▸ **Task details**: Track down each line that has the word "index" and copy it.

Rows from a dataset of pages and code:
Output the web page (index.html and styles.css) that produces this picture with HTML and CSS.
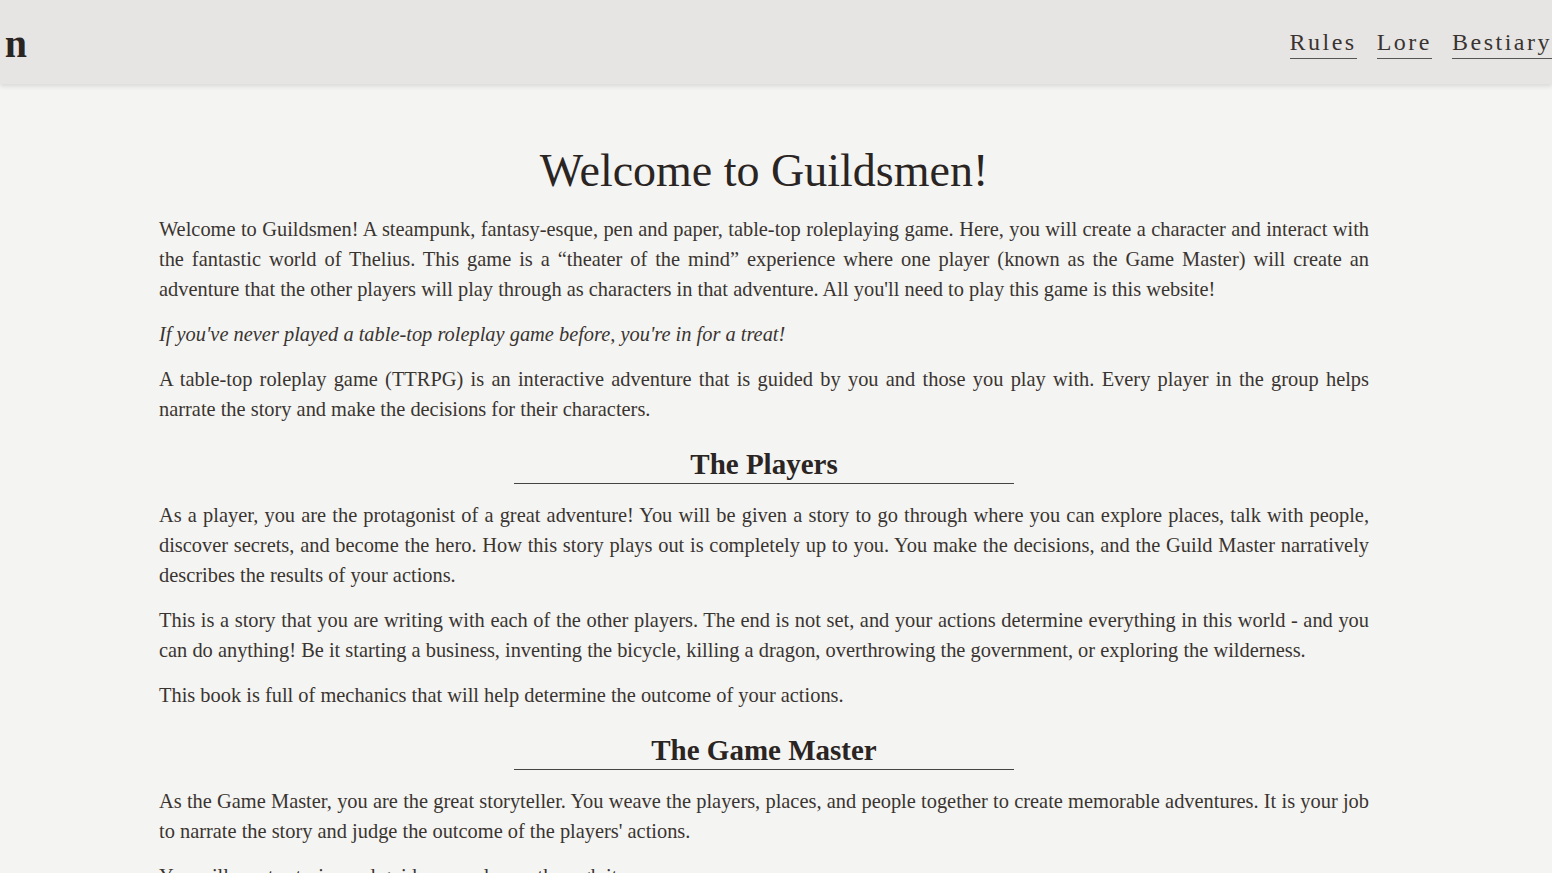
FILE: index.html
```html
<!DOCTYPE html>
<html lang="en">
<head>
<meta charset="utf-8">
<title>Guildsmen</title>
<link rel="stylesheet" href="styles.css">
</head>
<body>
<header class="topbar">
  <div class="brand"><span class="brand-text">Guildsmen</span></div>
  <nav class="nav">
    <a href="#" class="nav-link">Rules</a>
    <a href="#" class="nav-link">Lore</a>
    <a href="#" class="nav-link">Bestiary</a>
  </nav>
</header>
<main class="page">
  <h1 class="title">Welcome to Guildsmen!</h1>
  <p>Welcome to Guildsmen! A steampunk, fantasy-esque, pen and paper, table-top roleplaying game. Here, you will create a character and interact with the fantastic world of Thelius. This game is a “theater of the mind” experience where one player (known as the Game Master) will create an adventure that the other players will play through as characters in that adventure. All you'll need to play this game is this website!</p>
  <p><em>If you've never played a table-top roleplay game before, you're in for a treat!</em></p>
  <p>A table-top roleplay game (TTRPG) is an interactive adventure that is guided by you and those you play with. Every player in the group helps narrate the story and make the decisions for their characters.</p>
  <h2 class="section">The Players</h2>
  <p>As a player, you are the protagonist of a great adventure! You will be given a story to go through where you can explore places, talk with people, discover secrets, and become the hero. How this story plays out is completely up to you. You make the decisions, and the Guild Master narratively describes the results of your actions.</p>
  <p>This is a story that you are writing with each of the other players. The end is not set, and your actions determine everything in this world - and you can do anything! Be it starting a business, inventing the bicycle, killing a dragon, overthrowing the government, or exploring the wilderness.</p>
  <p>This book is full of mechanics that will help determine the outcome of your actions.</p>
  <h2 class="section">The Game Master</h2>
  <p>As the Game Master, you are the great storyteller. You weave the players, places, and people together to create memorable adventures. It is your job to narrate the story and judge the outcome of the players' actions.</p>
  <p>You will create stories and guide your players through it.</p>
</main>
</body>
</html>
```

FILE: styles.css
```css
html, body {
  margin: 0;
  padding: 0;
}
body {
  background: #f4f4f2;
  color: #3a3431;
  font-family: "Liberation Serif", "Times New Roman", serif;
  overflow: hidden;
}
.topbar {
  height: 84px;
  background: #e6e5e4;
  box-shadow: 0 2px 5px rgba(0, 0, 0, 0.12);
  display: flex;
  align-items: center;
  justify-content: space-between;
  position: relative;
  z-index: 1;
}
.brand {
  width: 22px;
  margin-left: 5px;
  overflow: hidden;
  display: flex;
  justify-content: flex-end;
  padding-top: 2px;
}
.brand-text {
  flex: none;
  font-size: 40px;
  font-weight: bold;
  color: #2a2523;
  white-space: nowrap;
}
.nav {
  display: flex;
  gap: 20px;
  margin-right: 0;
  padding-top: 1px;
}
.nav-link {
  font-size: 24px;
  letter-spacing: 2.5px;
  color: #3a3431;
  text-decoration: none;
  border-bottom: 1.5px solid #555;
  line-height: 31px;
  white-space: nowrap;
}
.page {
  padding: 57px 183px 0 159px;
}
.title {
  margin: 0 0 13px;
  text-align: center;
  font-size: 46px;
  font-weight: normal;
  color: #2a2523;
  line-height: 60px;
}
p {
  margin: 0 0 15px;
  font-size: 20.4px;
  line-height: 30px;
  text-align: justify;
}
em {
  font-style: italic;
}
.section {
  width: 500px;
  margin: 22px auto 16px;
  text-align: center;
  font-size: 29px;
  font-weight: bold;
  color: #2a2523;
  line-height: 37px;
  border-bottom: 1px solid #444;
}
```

---

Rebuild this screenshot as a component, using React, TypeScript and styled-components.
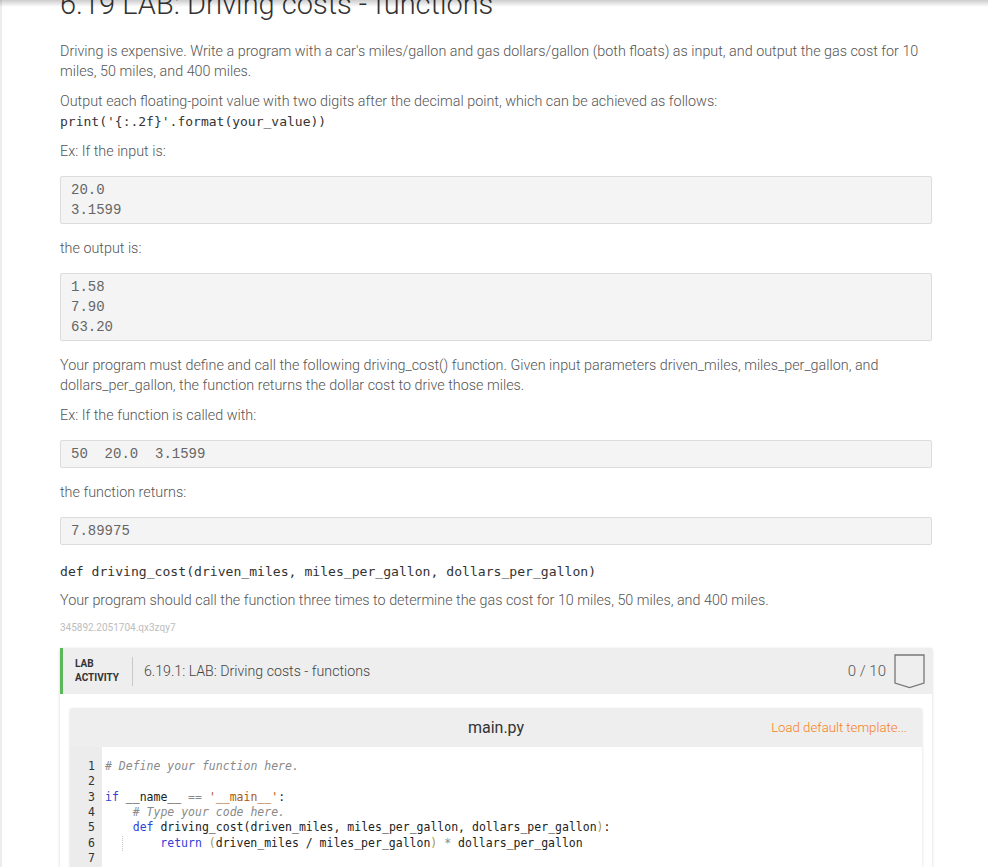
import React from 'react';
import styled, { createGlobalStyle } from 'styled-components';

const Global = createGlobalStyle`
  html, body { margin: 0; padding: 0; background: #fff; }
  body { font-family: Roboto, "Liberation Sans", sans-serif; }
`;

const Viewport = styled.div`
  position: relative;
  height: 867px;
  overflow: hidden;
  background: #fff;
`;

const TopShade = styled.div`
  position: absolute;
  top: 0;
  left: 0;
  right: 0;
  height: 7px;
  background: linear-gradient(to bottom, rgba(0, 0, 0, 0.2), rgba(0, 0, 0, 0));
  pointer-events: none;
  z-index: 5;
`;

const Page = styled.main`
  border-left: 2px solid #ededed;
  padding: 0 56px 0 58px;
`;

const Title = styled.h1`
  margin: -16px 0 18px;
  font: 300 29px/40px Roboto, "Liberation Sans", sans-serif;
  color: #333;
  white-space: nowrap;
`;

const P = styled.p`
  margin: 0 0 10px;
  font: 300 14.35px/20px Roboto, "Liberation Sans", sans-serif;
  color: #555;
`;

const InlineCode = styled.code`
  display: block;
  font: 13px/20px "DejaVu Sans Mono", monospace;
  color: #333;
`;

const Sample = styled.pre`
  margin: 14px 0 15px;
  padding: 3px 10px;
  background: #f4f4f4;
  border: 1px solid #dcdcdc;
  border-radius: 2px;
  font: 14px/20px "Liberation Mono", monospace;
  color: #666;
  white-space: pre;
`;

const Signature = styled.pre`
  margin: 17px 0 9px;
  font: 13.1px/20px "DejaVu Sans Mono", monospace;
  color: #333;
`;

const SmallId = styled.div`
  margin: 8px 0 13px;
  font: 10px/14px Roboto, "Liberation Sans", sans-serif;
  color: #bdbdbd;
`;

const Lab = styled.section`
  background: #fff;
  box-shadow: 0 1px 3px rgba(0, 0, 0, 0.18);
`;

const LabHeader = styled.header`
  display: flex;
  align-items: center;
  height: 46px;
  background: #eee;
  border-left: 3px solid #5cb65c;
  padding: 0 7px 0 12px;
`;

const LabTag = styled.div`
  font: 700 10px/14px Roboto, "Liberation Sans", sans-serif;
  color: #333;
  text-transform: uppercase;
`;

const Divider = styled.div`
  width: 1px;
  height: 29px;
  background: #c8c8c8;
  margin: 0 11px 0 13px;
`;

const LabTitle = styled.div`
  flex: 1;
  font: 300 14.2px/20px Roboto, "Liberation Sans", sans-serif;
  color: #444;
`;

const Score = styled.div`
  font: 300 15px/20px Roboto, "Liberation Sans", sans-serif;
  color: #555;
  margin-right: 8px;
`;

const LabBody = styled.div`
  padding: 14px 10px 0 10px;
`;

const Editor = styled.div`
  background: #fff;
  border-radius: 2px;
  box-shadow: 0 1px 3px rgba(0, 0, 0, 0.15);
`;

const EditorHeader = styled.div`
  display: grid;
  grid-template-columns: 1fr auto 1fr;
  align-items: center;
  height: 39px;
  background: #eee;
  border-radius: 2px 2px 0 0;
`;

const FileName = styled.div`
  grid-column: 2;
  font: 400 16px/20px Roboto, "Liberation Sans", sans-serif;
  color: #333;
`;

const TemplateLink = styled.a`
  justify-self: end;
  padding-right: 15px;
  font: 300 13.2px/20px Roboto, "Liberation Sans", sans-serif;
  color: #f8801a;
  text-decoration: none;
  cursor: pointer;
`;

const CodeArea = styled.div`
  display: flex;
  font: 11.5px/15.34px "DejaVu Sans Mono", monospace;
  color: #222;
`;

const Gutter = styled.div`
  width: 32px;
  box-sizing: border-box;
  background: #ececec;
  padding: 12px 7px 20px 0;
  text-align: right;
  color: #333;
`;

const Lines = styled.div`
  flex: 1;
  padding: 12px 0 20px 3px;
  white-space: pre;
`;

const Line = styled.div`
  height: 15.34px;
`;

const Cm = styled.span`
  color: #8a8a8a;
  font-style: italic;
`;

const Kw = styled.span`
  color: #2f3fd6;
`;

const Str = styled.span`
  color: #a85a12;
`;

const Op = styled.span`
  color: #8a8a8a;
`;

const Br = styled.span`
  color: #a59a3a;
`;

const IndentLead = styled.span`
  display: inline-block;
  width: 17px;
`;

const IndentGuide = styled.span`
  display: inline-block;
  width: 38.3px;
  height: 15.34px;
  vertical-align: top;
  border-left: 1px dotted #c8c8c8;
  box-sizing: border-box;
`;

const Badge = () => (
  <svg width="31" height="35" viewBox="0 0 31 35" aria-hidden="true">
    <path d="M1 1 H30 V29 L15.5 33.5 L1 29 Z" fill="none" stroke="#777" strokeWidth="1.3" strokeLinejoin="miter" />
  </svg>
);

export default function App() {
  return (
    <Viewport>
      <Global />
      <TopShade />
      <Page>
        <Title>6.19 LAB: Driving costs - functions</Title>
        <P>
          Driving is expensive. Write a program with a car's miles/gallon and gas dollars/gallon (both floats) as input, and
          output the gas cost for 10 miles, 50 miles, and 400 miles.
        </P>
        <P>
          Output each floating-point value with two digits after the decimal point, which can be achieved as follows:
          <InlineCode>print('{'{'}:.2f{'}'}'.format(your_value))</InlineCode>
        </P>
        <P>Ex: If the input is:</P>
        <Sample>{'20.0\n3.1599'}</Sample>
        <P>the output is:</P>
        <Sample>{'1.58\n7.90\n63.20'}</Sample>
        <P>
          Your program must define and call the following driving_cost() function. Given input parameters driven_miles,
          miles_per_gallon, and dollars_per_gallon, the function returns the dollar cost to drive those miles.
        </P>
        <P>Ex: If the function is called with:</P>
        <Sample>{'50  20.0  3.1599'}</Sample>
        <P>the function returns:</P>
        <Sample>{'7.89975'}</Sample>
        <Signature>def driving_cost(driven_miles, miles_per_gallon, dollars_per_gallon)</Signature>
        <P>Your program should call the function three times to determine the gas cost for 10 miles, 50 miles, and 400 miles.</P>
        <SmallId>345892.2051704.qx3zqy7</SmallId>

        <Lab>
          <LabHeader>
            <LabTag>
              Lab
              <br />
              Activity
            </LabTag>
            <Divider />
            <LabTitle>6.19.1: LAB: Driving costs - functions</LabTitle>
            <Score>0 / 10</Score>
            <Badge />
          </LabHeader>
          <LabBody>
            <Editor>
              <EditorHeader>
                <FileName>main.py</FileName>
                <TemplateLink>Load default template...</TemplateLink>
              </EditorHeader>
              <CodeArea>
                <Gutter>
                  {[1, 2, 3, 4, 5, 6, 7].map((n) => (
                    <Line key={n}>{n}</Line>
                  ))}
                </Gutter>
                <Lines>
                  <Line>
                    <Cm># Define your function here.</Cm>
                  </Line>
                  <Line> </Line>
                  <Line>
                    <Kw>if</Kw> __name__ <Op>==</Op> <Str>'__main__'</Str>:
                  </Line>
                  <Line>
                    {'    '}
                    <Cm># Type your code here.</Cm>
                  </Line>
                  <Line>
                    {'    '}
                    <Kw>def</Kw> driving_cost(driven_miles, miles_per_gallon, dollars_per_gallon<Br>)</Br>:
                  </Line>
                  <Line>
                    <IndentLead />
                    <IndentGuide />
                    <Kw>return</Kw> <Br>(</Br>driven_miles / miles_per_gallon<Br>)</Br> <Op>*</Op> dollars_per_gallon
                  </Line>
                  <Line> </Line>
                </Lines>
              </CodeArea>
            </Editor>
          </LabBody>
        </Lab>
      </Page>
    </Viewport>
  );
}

▸ **Result below**:
Output the web page (index.html and styles.css) that produces this picture with HTML and CSS.
FILE: index.html
  z-index: 1;
  z-index: 5;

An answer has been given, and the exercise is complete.